— BEGIN Material —

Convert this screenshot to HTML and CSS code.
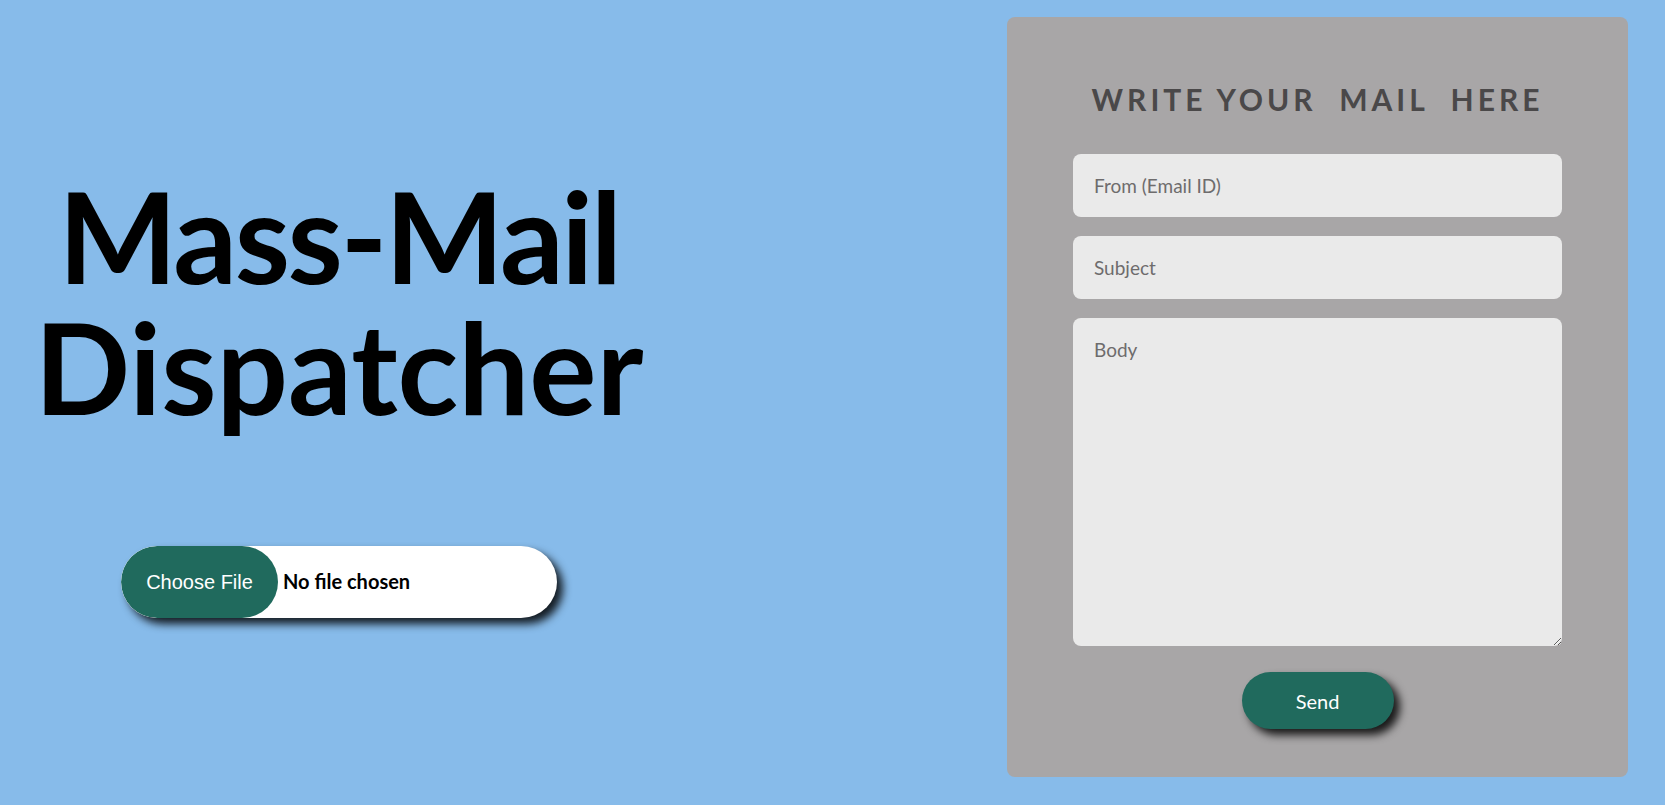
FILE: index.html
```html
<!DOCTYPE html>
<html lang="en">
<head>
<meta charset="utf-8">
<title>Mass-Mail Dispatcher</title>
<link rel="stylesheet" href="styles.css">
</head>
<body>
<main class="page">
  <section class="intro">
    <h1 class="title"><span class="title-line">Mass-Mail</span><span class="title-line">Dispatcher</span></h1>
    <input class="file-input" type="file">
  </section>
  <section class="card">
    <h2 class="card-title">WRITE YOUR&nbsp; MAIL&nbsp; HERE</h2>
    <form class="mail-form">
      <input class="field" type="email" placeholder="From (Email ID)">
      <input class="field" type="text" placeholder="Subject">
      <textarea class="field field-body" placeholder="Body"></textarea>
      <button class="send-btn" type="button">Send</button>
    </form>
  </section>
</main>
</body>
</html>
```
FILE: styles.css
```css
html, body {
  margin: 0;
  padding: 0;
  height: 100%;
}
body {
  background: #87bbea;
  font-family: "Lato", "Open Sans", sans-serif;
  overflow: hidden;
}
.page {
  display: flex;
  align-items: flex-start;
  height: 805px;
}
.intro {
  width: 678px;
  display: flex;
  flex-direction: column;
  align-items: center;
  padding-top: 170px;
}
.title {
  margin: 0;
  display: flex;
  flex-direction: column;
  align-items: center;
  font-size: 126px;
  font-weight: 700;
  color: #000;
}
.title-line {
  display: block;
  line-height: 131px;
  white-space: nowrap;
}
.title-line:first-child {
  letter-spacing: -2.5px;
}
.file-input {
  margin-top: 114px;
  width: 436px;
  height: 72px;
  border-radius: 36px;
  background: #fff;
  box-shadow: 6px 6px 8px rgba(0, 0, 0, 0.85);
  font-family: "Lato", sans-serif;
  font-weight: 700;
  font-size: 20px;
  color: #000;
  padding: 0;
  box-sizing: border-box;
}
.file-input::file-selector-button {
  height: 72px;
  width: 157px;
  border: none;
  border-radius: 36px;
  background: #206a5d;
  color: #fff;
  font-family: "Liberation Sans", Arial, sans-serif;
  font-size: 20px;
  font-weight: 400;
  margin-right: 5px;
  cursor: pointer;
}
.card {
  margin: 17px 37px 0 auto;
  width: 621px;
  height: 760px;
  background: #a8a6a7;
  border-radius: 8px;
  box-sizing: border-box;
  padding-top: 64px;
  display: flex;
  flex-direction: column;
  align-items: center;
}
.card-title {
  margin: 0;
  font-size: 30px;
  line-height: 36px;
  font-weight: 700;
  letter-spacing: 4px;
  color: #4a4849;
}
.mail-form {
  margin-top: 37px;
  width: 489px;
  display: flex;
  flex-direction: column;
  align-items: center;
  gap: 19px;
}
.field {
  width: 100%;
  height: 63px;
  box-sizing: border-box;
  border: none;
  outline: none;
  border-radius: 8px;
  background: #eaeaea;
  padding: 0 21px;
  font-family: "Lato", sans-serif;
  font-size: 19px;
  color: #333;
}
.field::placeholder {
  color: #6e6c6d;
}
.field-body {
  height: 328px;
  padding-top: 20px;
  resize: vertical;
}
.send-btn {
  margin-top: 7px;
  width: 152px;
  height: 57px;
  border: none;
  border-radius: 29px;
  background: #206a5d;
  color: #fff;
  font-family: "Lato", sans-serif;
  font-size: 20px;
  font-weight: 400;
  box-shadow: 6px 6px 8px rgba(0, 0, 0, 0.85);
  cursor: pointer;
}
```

— END Material —
— BEGIN Material —

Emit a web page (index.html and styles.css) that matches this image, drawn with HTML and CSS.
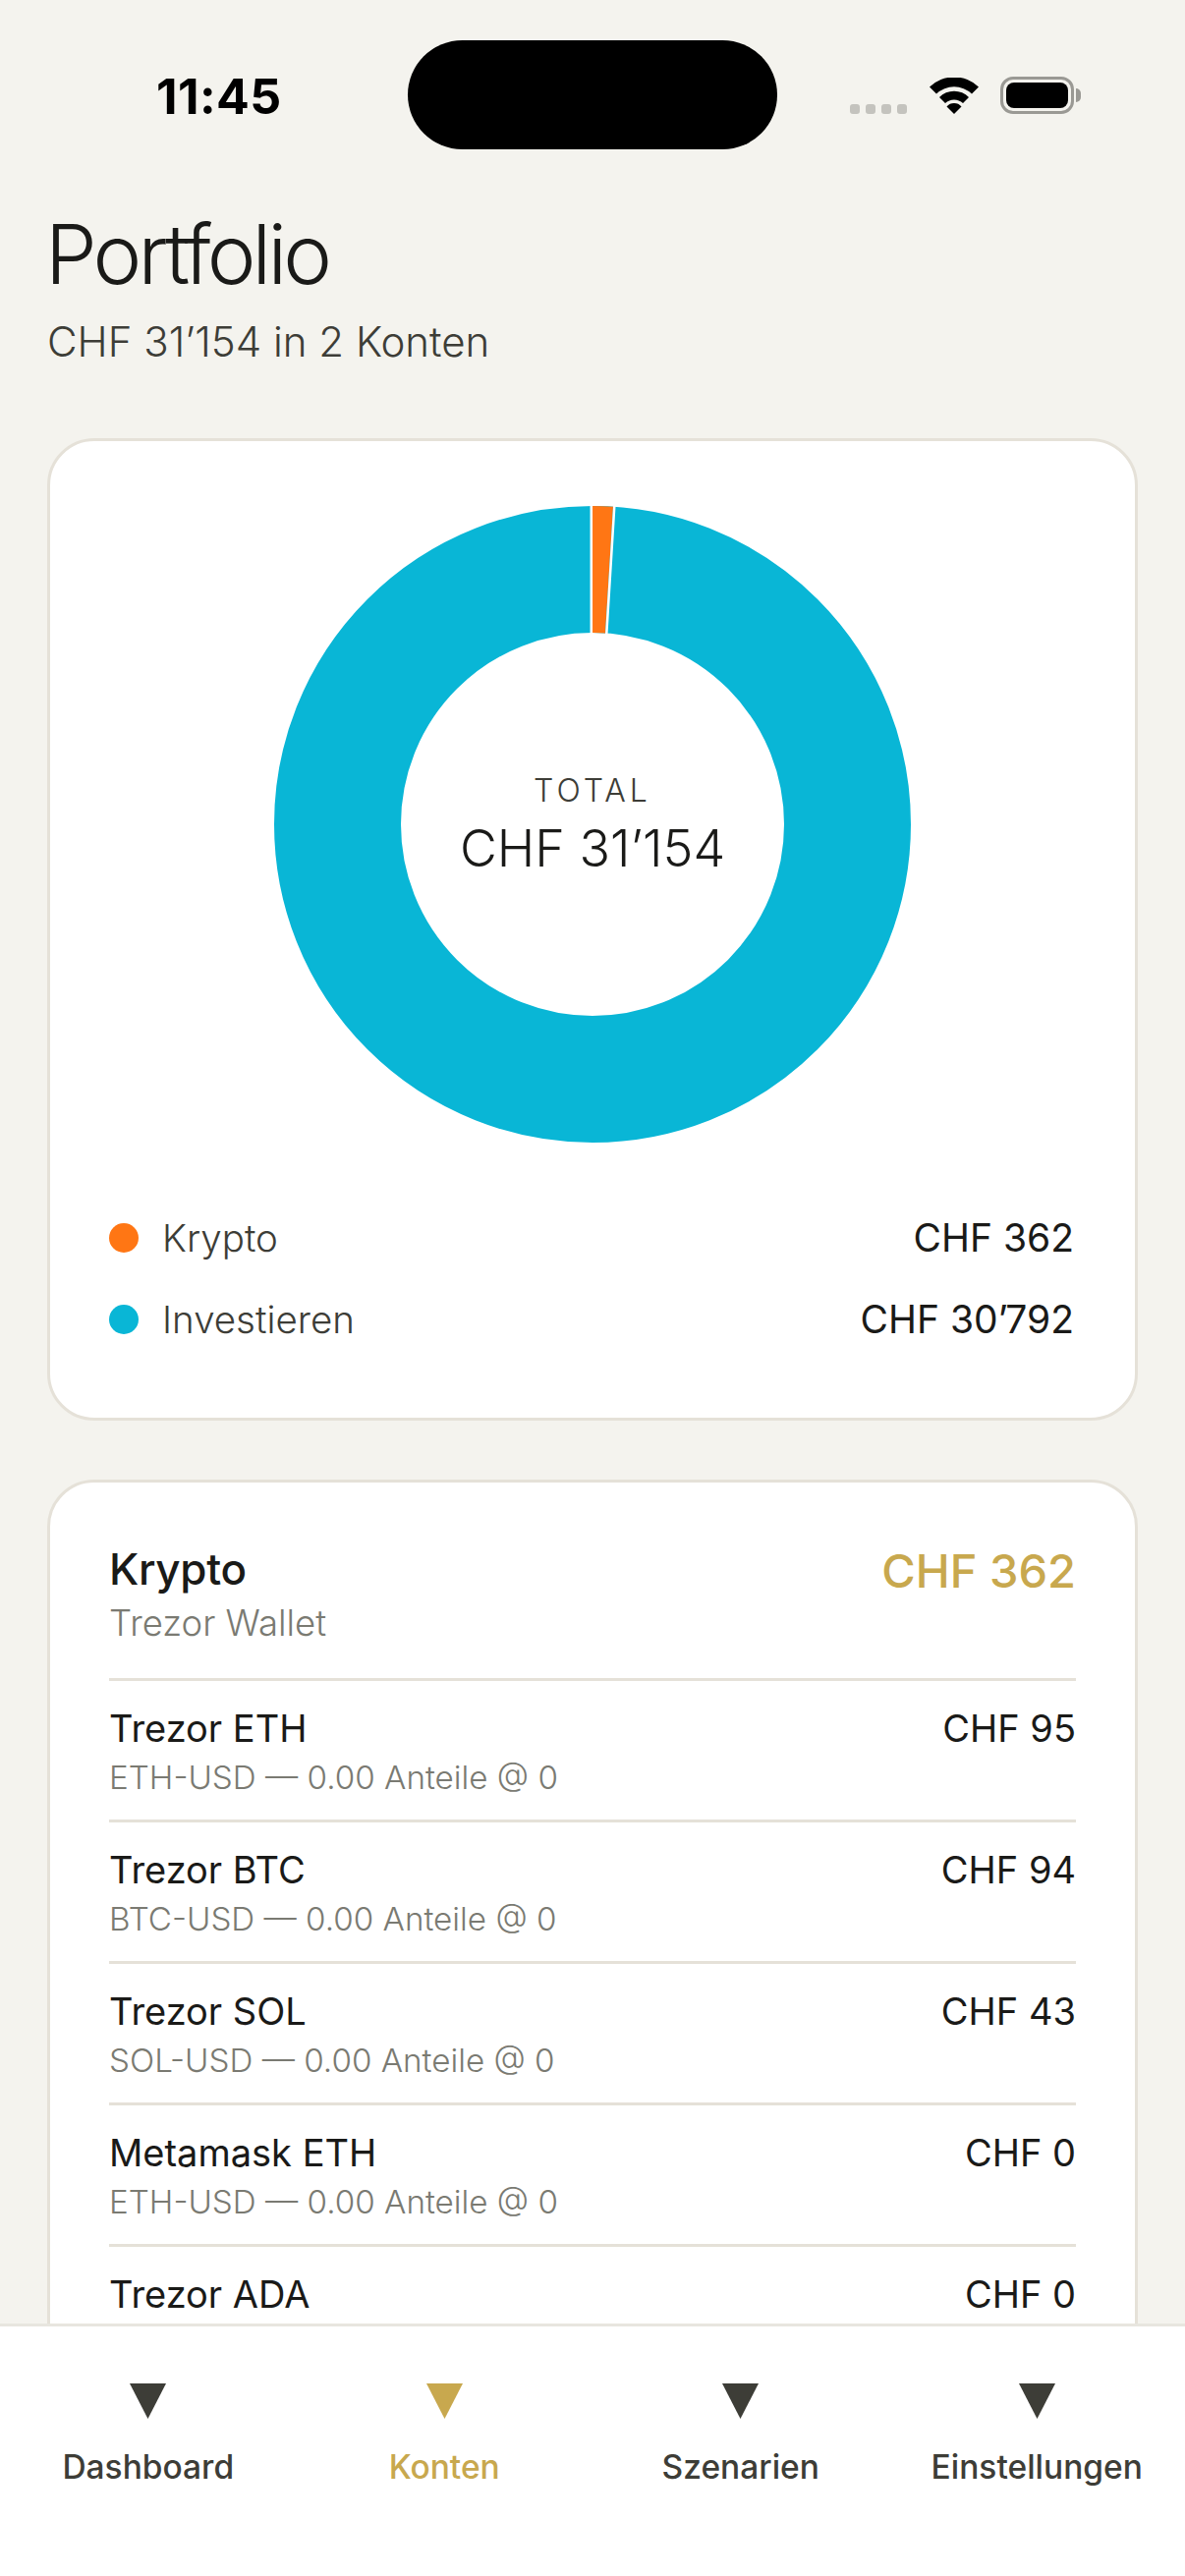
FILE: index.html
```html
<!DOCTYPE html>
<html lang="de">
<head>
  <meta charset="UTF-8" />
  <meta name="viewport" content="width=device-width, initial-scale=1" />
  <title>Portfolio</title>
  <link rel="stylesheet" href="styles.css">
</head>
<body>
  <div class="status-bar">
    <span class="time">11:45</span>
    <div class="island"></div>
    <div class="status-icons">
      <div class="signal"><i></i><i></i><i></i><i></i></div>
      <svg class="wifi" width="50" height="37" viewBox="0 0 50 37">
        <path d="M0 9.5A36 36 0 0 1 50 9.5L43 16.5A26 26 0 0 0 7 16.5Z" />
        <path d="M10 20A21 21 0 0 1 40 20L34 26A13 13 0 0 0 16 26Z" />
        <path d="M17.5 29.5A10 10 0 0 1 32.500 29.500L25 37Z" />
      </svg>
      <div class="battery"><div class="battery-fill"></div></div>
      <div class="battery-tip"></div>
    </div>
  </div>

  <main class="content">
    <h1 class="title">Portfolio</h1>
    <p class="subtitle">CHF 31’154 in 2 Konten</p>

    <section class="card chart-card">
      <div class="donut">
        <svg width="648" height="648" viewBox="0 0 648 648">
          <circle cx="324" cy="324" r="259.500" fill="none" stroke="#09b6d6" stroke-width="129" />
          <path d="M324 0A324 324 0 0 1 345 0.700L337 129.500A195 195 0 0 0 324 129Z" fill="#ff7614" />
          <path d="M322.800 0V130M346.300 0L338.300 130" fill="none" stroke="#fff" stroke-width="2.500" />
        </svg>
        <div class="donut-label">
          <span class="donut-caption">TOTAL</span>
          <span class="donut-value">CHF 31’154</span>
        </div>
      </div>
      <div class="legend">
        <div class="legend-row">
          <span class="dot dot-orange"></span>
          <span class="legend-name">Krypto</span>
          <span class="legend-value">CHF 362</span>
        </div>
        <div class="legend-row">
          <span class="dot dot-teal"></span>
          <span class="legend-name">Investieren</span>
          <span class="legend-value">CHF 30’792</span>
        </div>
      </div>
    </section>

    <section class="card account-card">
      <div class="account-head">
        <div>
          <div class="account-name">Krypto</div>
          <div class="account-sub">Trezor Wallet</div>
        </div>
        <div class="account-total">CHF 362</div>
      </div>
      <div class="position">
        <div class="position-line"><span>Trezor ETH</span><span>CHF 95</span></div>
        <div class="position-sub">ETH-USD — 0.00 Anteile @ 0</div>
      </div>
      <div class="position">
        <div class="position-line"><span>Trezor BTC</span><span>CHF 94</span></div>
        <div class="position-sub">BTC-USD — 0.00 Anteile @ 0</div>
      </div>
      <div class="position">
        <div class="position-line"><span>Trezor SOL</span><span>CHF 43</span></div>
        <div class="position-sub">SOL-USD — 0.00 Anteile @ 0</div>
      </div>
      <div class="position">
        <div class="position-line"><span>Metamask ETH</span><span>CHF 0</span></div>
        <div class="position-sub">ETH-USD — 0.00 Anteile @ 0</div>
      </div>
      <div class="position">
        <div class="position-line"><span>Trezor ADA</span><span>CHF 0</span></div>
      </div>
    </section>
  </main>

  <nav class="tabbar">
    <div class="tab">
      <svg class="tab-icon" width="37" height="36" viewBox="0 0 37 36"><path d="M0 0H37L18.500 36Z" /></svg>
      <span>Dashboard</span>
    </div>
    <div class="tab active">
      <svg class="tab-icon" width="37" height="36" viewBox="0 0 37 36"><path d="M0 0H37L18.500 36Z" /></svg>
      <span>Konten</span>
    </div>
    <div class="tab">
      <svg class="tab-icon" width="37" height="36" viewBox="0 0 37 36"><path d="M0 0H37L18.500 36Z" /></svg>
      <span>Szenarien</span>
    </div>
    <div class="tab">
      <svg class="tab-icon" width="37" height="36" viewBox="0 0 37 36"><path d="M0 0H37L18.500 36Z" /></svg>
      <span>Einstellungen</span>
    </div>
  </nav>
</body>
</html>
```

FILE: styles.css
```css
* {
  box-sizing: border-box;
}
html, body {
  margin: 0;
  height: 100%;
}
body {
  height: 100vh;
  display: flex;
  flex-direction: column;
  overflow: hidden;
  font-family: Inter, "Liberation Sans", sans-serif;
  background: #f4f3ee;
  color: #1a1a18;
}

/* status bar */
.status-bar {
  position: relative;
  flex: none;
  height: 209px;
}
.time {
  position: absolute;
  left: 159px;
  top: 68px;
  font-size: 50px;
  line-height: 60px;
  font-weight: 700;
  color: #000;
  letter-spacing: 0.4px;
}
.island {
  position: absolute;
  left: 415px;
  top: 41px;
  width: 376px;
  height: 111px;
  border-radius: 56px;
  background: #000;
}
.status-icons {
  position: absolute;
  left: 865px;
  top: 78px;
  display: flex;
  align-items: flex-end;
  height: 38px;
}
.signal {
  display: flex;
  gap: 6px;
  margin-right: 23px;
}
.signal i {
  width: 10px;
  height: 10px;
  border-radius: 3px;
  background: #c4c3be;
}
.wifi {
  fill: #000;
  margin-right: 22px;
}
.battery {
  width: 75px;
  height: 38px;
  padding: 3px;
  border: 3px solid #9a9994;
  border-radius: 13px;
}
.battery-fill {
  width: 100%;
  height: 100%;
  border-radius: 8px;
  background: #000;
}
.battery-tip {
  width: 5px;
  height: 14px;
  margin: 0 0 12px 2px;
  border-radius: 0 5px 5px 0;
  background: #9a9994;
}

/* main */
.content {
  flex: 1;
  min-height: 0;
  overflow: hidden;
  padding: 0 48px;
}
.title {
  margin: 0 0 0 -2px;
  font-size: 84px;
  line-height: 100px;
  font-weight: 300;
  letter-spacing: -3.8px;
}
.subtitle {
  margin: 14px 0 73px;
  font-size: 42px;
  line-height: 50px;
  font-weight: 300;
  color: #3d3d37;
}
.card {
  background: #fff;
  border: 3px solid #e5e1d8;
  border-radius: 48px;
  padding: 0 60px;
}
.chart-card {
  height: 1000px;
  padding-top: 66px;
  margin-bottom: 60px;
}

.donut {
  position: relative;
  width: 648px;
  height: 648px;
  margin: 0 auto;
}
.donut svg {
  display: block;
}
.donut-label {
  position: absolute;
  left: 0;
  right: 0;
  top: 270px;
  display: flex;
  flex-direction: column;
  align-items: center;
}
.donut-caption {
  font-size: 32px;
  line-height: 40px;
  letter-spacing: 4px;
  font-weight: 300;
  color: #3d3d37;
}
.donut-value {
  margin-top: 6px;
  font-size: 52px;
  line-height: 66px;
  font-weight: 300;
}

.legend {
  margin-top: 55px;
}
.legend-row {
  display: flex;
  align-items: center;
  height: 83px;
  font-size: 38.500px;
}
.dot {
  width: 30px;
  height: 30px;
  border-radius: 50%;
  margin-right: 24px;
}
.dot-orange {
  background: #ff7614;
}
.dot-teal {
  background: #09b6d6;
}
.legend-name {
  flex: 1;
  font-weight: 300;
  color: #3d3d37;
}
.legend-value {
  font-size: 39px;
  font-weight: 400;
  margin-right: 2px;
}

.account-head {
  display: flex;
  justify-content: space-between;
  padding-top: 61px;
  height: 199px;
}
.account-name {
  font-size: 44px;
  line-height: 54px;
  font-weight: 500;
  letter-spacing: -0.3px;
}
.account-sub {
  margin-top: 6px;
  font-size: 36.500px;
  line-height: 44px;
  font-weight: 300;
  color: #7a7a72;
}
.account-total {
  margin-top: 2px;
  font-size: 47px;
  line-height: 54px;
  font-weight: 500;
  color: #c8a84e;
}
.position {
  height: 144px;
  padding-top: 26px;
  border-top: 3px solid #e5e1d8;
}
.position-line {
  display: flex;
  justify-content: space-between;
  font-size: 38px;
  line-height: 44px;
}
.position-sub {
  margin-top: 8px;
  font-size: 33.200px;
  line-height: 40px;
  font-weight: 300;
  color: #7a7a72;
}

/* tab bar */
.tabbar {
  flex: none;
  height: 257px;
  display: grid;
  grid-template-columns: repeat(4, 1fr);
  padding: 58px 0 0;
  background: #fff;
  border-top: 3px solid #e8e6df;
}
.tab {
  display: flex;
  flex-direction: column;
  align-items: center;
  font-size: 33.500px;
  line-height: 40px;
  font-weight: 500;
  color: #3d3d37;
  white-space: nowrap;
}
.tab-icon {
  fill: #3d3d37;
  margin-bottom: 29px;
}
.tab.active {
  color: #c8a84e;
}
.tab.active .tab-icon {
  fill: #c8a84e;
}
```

— END Material —

[Task]
From the records given above, copy all lines containing "page".

[Finished answer]
<main class="page">
.page {
Emit a web page (index.html and styles.css) that matches this image, drawn with HTML and CSS.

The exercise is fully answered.